Educational Development is a valuable text for all educationalists to read. In particular it provides insights into educational developers' practices and provides opportunities for readers to reflect on their own practice as educational developers. Given that much of an educational development advisor's work is done through slow and almost imperceptible change at times, it is comforting to read the words of others who are also engaged in effecting change within institutional constructs. Educational Development also provides an excellent resource for anyone who wants to investigate ideas of change and organizational management within the higher education sector.

I will conclude with a participant's observation of why they work in the field of educational development.

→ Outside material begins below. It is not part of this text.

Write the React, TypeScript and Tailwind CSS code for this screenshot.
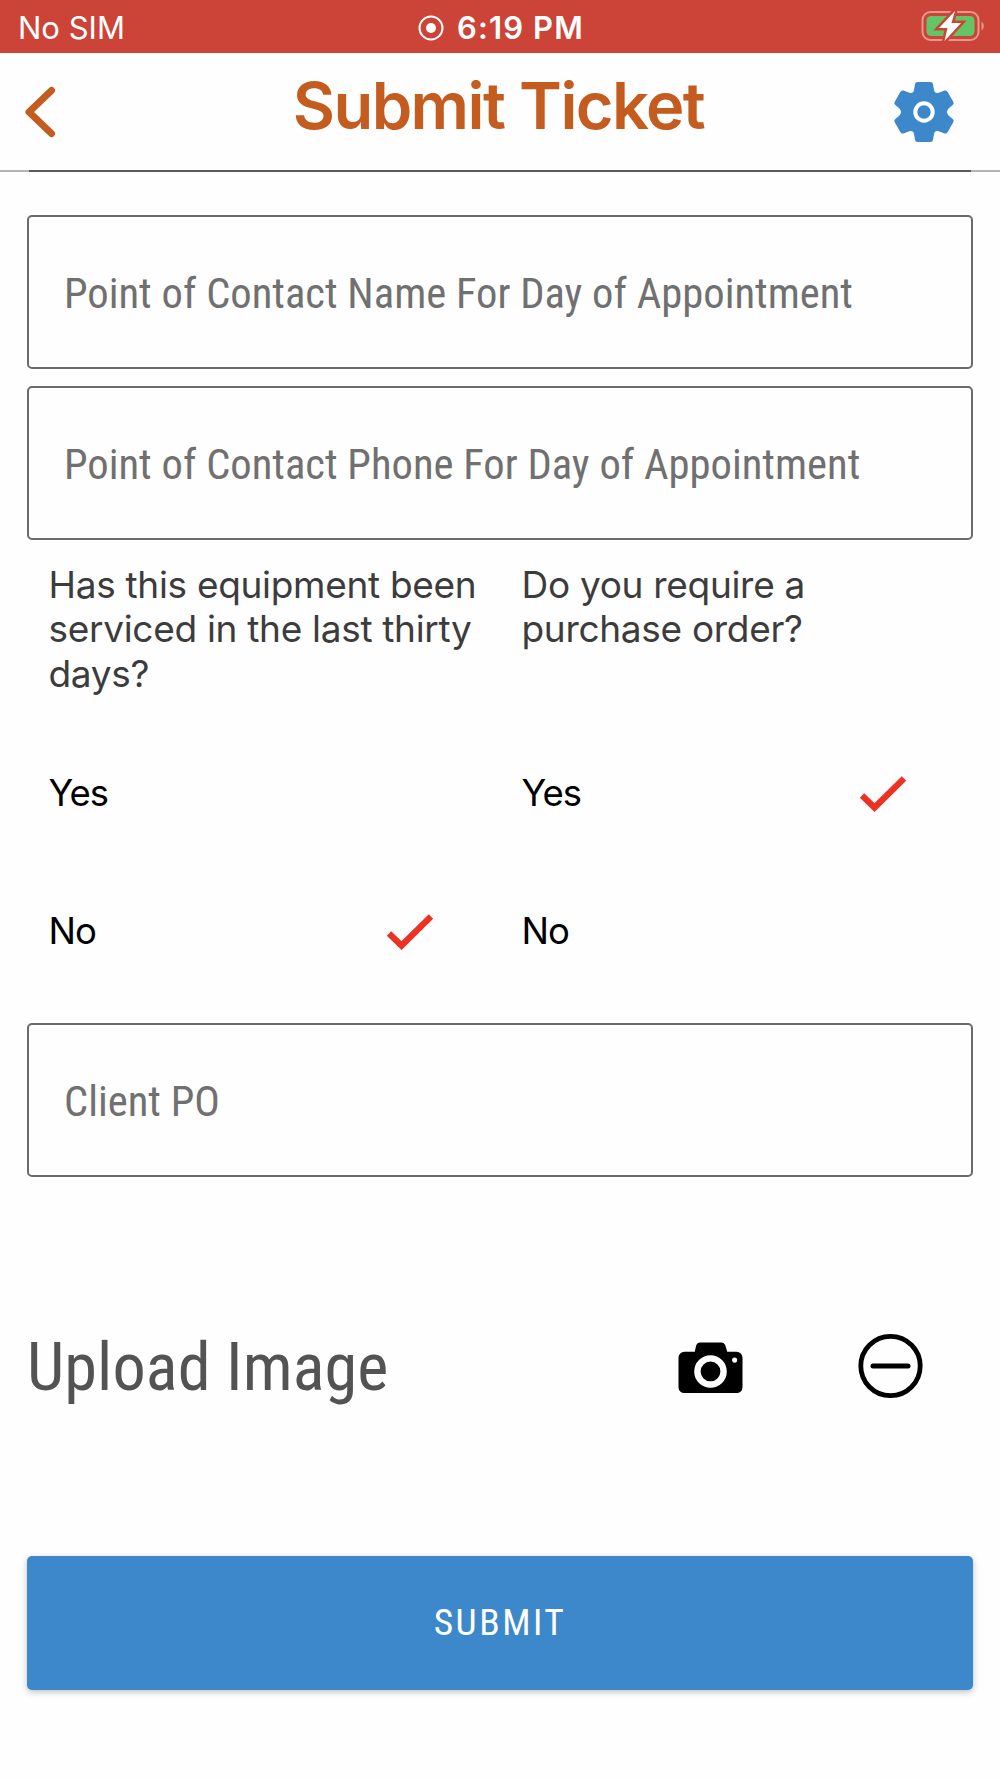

It reflects, as Land points out, that educational development is “inextricably linked not just with organizational context but with personal values, beliefs and professional and academic identity” (p. 127).

Respondent 13, (p. 127) states:

Educational development isn't just about training for skills; it's about unlocking people to be able to achieve what they want to …

This book will provide great support and direction for those who are interested in the processes and have the desire to effect change within the fast changing world of Higher Education.